The record reveals that Lynne B. Rolen Pickering (mother) and James Zack Rolen (father) were divorced in April 1982. Pursuant to an agreement of the parties, incorporated into the divorce judgment, custody of the parties’ minor child was awarded to the mother, and the father was ordered to pay child support. Record evidence reveals that the father’s support payments were ultimately increased to $487 in January 1991, pursuant to the guidelines of Rule 32, Ala.R.Jud.Admin. The father was also ordered to pay to the mother, as additional child support, 10% of any “gross commissions or bonuses which he receives each year, which, when combined with his gross salary and automobile allowances, shall exceed $45,000.” The mother filed a contempt action against the father for his failure to adhere to the additional terms. In July 1992, the trial court ordered the father to pay $2,481.13 to the mother to purge himself of contempt, and additionally, it entered judgment against the father in the amount of $1,147 for the mother’s court costs and an attorney fee.

In October 1992, the father filed a petition to decrease child support, alleging a substantial change in circumstances. Following an ore tenus proceeding, the trial court denied his petition and found that the father had “failed to meet the burden of proof necessary to show a material change in circumstances in the needs of the minor child or in his ability to meet those needs as a primary obligation to such child.” The father was ordered to pay $2,500 to the mother for her court costs and an attorney fee.
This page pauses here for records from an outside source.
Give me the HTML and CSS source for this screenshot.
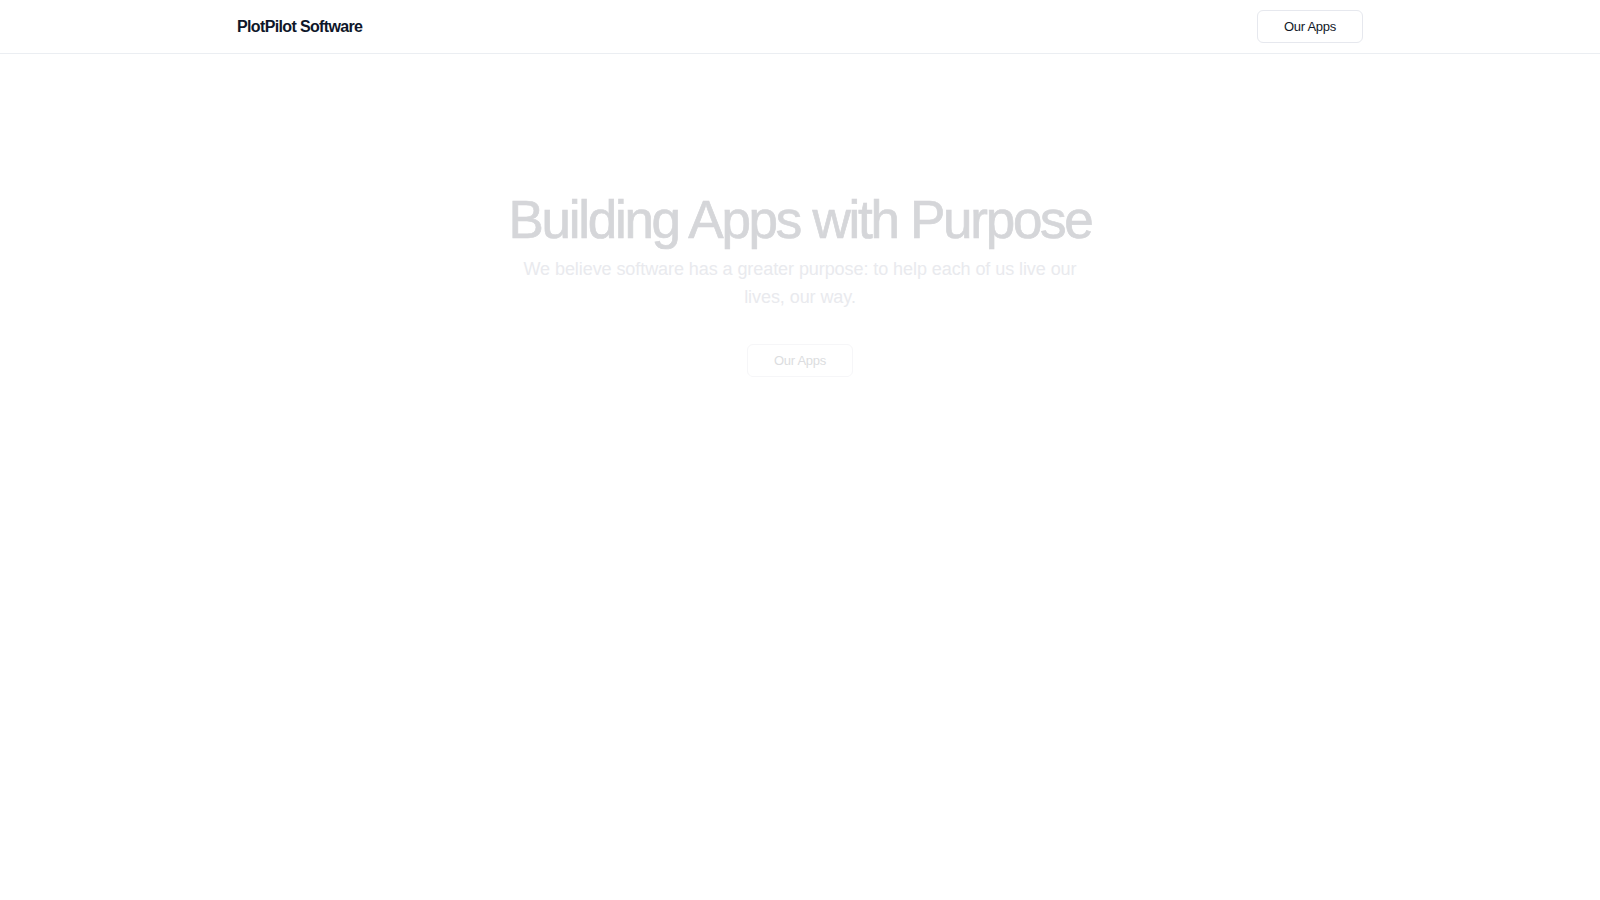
FILE: index.html
```html
<!DOCTYPE html>
<html lang="en">
<head>
<meta charset="utf-8">
<title>PlotPilot Software</title>
<link rel="stylesheet" href="styles.css">
</head>
<body>
<header class="site-header">
  <div class="container header-inner">
    <a class="logo" href="#">PlotPilot Software</a>
    <a class="btn" href="#">Our Apps</a>
  </div>
</header>
<main class="hero">
  <h1 class="hero-title">Building Apps with Purpose</h1>
  <p class="hero-sub">We believe software has a greater purpose: to help each of us live our lives, our way.</p>
  <a class="btn btn-faded" href="#">Our Apps</a>
</main>
</body>
</html>
```
FILE: styles.css
```css
* { box-sizing: border-box; }
html, body { margin: 0; padding: 0; background: #ffffff; }
body {
  font-family: "Liberation Sans", Arial, sans-serif;
  color: #111827;
}
a { text-decoration: none; color: inherit; }

.site-header {
  height: 54px;
  border-bottom: 1px solid #ebeef2;
}
.container {
  max-width: 1126px;
  margin: 0 auto;
}
.header-inner {
  height: 53px;
  display: flex;
  align-items: center;
  justify-content: space-between;
}
.logo {
  font-size: 16px;
  font-weight: 700;
  letter-spacing: -0.04em;
  color: #0f172a;
  margin-top: 1px;
}
.btn {
  display: inline-flex;
  align-items: center;
  justify-content: center;
  height: 33px;
  width: 106px;
  border: 1px solid #e6e8ee;
  border-radius: 6px;
  font-size: 13px;
  letter-spacing: -0.02em;
  color: #111827;
  background: #ffffff;
}

.hero {
  display: flex;
  flex-direction: column;
  align-items: center;
  text-align: center;
  padding-top: 137px;
}
.hero-title {
  margin: 0 0 6px;
  font-size: 53px;
  line-height: 58px;
  font-weight: 400;
  letter-spacing: -0.043em;
  color: #d5d6d9;
  -webkit-text-stroke: 0.7px #d5d6d9;
}
.hero-sub {
  margin: 0;
  max-width: 576px;
  font-size: 18px;
  line-height: 28px;
  letter-spacing: -0.004em;
  color: #e9eaee;
}
.btn-faded {
  margin-top: 33px;
  color: #dcdde0;
  border-color: #f6f6f8;
}
```
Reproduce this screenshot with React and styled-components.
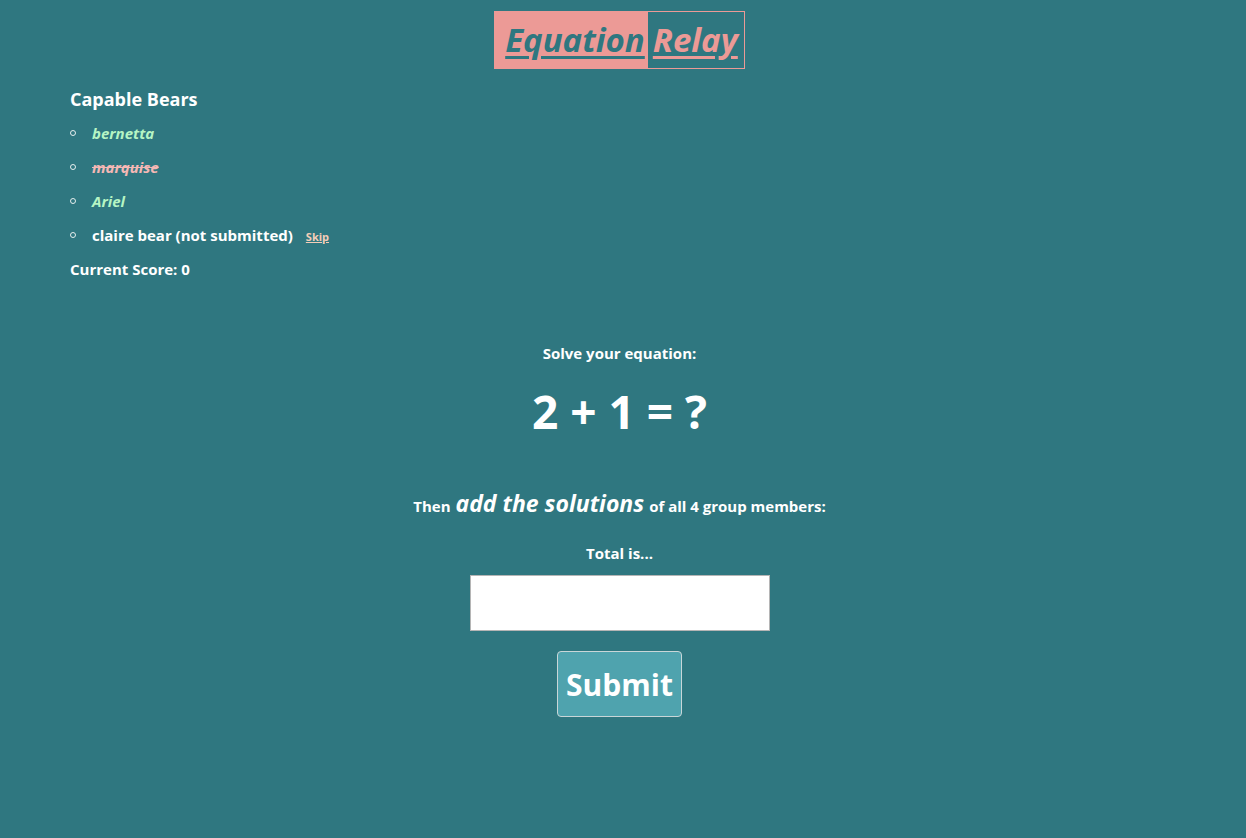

The father appeals.

The dispositive issue on appeal is whether the father met his burden of proving a material change in circumstances, as required by Rule 32(A)(2)(i), Ala.R.Jud.Admin.,Page 852
warranting a decrease in his support obligation.

The modification of child support is a matter strictly within the trial court’s discretion, and its decision will not be reversed unless there is an absence of supporting evidence or an abuse of discretion. Bass v. Bass,475 So.2d 1196 (Ala.Civ.App. 1985). “Rule 32(A), A.R.J.A., establishes a rebuttable presumption that the correct amount of child support results from the application of the guidelines.” Carterv. Carter, 579 So.2d 1373, 1374 (Ala.Civ.App. 1991).

A prior child support award may be modified only upon proof of changed circumstances since the last judgment, with the burden of proof resting on the party seeking the modification. Cherry v. Clark, 595 So.2d 909 (Ala.Civ.App. 1992). While “[t]he most pertinent factor in determining a modification of child support is a material change in the needs, conditions, and circumstances of the children,”Whitfield v. Whitfield, 570 So.2d 700, 703 (Ala.Civ.App. 1990), the parent’s ability to pay must also be taken into account. Cherry, supra.

Our review of the record reveals that the father failed to present any evidence of a diminished income or a decrease in his earning ability since the last order. The father’s request for a reduction in child support appears to be based upon his increased debts due to a new family, a new home, and his tax liability. Absolutely no evidence was presented regarding the needs and expenses of the minor child.

The father claims that the trial court neglected to consider his ability to pay based upon the expenses of his remarriage and subsequent children. It is well settled that no deduction in calculating the child support obligation shall be made “for children born or adopted after the initial award of support unless pursuant to another order of support when determining the amount of child support to be paid pursuant to the guidelines. Rule 32(B)(6).” Loggins v. Houk,595 So.2d 488, 489 (Ala.Civ.App. 1991). Evidence regarding the obligations of remarriage, however, are not prohibited from being considered in determining whether application of the guidelines would be manifestly unjust or inequitable. Loggins,supra. The primary responsibility of the parent, however, is to the obligations assumed with the earlier marriage. Loggins,supra.

The trial court permitted the father to testify at length regarding his current financial position and his obligations, in conjunction with other evidence presented on his behalf. Apparently that evidence did not satisfactorily rebut the presumption established by Rule 32 that the guideline amount is the proper amount of child support. The trial court found that the application of the guidelines was appropriate in this case, and in light of the ore tenus presumption, we support the trial court’s decision. See Beckwith v. Beckwith,475 So.2d 575 (Ala.Civ.App. 1985).

We further note that the trial court has continuing jurisdiction over matters of child support, and its judgment may be modified in the future due to changed circumstances.Conradi v. Conradi, 567 So.2d 364 (Ala.Civ.App. 1990).

The judgment of the trial court is supported by credible evidence and it is, hereby, affirmed. The mother’s request for an attorney fee on appeal is denied.


ROBERTSON, P.J., and YATES, J., concur.